If Jeffrey Immelt felt unlucky to take over General Electric from living legend Jack Welch just four days before the September 11 atrocities, he can only blame himself for allowing financial services to become such a large part of the mega-conglomerate. GE may remain, for now, one of only six triple A-rated US companies, but the markets are trading it like junk as fears over its GE Capital unit mount. GE’s shares are down nearly 60 per cent this year and each soothing word it gives investors seemingly is having the opposite effect.

At Wednesday’s close, for example, all of GE was worth $6.69 a share even as an analyst from Deutsche Bank estimated that its industrial units alone, responsible for half its earnings recently, were worth around $12 on their own. GE is a leader in areas such as aircraft engines, medical equipment, and power and water infrastructure, businesses that will suffer in a recession but not vanish. The implied value of its financial arm of negative $56bn seems irrational, but perception is often reality in today’s jittery markets.
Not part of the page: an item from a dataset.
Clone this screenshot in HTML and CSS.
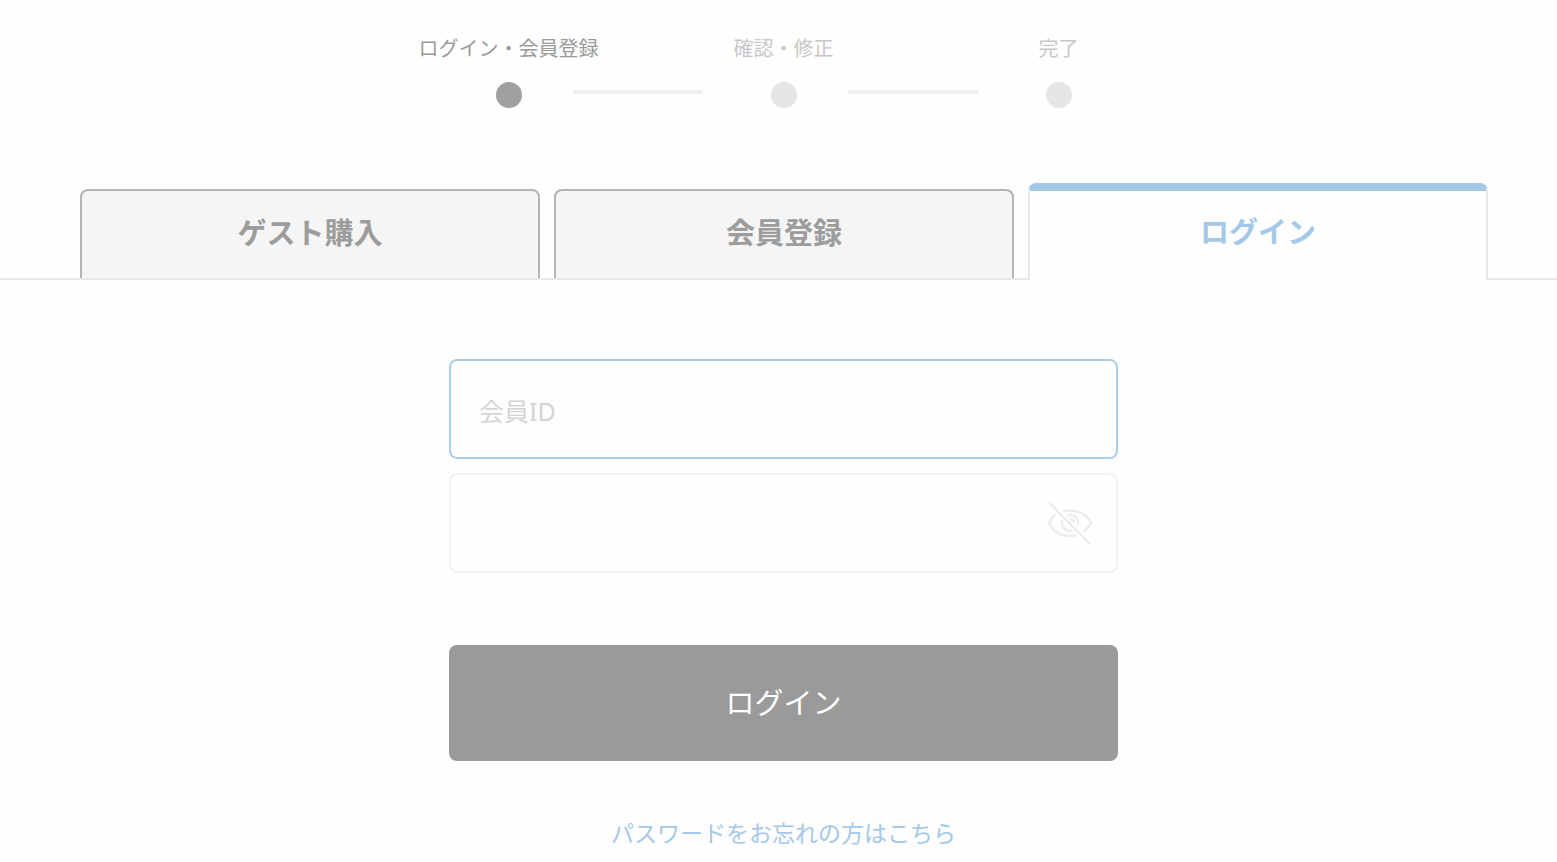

GE is better-positioned to weather the financial storm than most purely financial firms and it has already taken many steps to raise equity, conserve cash and shore up finances. Aside from an expected credit rating downgrade, there are few exogenous events that pose an immediate threat. Still, it is playing its relatively strong hand poorly. Touting “ample liquidity” or “excellent assets” have been the famous last words of too many executives lately. Vague reassurances over landmines in GE Capital such as a huge commercial real estate portfolio and heavy credit exposure in the UK and eastern Europe are unconvincing. Perhaps its size and credit rating have made it too arrogant. Unlike more fragile peers, GE can afford to come clean about risks and amass enough capital to dispel completely any fears over a catastrophe.